* The exercise
Scan the material below for the string "index", and copy every line where it shows up.

* Input data

---*---

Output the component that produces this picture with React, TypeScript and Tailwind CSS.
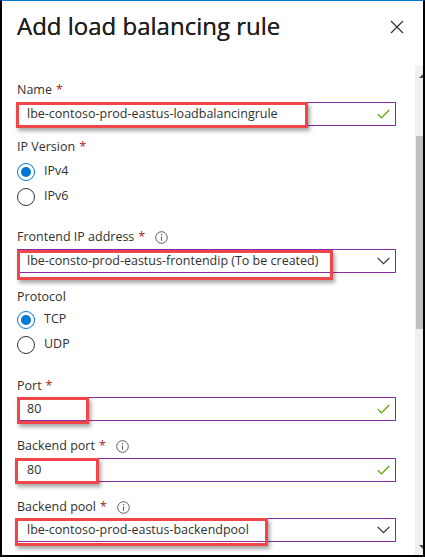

---*---

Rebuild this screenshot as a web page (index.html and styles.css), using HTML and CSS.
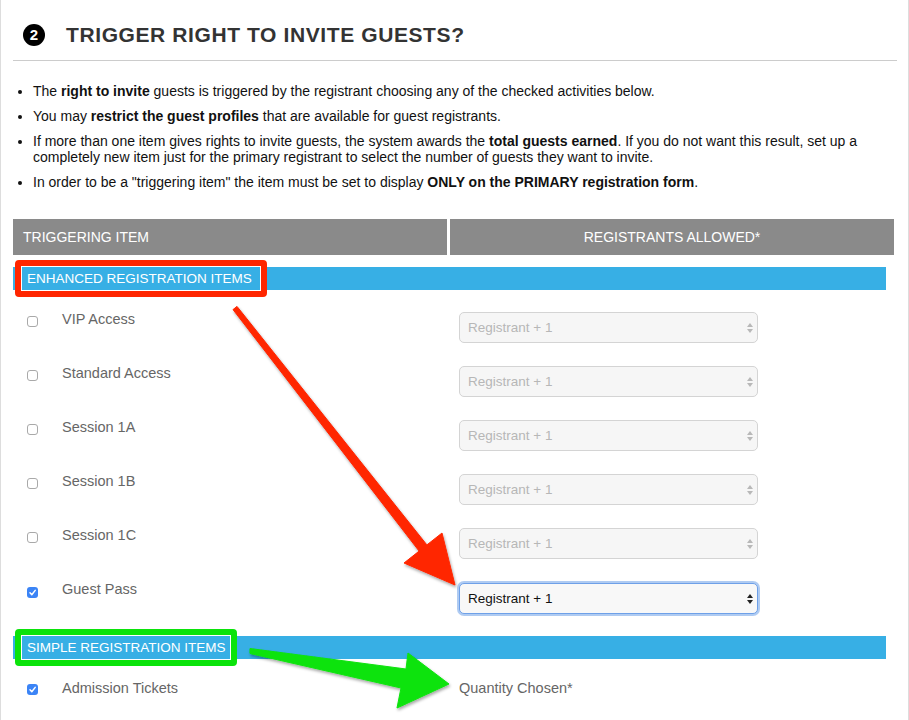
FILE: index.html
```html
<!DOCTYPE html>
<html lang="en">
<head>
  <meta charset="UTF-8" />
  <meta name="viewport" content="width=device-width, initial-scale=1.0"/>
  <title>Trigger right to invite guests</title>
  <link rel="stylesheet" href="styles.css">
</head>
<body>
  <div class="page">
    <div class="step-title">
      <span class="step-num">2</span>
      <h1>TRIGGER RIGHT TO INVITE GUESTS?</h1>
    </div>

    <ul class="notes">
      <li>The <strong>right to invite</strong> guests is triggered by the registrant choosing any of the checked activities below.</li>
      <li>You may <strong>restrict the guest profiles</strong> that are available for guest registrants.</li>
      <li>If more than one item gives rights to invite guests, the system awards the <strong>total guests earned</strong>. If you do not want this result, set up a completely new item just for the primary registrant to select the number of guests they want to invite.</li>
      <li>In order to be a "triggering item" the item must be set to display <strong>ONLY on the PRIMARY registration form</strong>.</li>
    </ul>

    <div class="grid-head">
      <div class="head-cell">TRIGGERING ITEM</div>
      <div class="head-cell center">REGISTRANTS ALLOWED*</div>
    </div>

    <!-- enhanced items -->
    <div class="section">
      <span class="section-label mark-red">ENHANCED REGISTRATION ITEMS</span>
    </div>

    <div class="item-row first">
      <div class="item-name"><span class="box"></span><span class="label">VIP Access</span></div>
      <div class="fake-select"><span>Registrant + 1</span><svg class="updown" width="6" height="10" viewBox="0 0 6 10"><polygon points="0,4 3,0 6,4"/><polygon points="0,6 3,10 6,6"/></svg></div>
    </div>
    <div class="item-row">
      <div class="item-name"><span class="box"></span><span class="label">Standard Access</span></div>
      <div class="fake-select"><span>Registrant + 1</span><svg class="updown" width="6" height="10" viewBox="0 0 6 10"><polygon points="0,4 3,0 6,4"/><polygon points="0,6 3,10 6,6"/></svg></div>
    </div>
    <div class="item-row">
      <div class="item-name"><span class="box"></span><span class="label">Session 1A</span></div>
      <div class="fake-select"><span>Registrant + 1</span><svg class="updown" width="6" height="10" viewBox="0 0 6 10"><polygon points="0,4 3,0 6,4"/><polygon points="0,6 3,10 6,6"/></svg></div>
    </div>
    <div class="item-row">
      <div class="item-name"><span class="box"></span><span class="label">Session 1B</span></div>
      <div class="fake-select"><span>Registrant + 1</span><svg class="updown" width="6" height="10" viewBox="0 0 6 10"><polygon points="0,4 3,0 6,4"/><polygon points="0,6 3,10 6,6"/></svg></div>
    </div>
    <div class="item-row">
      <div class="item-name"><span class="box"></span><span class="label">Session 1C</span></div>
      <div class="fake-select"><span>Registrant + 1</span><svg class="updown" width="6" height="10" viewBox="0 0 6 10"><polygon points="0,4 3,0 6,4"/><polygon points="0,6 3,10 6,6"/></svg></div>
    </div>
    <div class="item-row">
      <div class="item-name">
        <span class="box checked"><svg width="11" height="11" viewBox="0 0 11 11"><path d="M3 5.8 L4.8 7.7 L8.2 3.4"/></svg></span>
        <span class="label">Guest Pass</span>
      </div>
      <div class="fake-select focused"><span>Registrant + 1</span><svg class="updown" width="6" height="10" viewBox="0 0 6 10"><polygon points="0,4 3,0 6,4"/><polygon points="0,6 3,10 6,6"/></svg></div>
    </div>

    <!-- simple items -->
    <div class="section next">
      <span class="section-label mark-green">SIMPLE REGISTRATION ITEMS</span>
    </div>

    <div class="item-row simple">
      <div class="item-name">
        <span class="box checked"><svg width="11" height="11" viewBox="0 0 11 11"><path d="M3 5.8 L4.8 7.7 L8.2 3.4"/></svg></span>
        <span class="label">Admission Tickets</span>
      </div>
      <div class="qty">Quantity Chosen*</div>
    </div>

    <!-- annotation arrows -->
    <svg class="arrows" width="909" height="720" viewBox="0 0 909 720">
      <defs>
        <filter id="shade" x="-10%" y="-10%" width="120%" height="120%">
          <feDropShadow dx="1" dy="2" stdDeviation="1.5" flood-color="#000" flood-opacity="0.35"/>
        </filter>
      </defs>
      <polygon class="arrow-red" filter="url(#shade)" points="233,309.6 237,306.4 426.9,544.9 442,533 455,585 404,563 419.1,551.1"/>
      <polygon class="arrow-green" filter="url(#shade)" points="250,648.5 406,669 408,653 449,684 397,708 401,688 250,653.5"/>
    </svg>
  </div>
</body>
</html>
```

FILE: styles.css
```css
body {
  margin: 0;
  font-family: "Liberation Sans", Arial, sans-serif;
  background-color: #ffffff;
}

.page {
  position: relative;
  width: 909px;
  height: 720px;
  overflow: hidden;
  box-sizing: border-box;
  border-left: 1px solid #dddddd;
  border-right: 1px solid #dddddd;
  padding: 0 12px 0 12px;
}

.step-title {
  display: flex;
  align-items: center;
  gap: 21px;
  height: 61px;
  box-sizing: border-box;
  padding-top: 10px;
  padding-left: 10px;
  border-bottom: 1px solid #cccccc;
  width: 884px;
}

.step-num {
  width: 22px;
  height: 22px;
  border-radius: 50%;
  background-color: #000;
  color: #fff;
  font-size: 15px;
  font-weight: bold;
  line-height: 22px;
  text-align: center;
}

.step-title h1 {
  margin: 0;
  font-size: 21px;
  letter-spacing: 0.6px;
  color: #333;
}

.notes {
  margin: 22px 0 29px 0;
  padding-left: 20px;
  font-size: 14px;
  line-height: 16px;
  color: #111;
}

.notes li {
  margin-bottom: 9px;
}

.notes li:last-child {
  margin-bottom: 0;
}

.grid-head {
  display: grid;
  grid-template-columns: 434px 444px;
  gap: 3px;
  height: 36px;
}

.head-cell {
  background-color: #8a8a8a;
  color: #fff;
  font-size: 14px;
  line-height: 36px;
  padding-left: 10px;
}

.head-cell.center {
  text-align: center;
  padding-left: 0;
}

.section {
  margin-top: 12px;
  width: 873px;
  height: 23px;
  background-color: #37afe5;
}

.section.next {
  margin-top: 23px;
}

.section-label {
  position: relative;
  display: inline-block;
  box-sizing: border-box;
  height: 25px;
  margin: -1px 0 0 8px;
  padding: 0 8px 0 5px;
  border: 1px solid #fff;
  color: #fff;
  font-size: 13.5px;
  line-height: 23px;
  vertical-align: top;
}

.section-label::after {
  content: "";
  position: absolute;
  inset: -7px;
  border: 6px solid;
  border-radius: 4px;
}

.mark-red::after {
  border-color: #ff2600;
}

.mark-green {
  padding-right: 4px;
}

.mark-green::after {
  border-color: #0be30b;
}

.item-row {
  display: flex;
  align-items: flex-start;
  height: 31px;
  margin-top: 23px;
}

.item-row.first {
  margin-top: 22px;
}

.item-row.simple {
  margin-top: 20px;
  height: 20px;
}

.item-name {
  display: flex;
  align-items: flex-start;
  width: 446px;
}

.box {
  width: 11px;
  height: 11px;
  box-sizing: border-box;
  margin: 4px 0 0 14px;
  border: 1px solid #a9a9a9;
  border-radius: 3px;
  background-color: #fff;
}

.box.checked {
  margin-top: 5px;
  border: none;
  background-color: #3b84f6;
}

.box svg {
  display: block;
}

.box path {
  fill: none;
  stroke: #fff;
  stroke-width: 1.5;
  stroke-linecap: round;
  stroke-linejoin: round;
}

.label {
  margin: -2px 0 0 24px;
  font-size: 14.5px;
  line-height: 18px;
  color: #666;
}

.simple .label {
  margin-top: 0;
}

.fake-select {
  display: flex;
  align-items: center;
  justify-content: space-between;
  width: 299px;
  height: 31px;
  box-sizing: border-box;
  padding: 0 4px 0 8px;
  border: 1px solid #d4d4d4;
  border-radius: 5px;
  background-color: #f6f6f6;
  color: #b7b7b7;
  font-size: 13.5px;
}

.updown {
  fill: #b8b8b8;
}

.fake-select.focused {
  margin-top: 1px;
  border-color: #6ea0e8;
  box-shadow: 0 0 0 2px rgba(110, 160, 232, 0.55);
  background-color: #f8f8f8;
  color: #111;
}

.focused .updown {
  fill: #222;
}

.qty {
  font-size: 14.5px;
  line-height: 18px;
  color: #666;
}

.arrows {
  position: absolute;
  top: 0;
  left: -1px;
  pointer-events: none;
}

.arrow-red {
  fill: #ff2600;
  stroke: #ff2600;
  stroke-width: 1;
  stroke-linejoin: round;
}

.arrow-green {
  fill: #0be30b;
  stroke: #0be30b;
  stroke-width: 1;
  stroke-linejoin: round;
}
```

---*---

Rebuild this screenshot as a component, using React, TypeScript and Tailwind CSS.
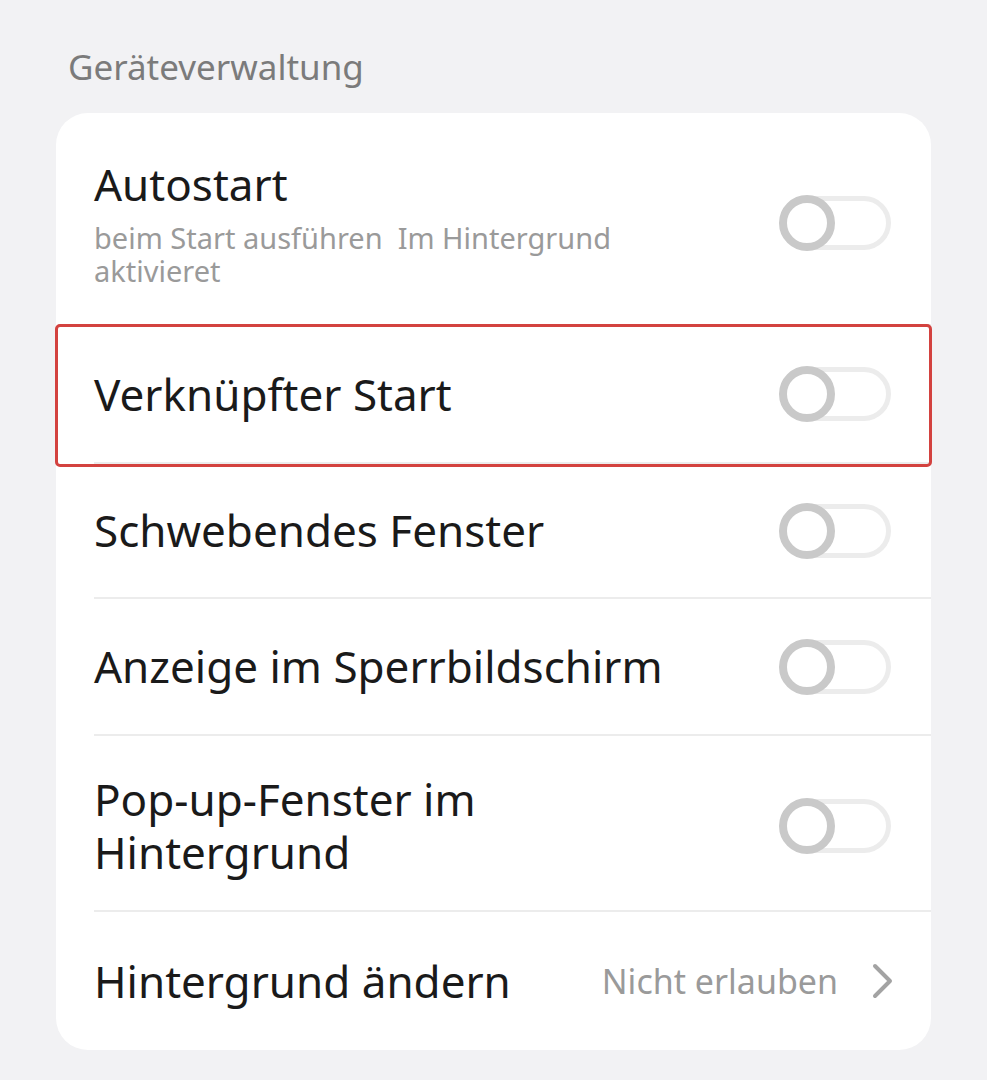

---*---

* Output of the exercise
Rebuild this screenshot as a web page (index.html and styles.css), using HTML and CSS.
FILE: index.html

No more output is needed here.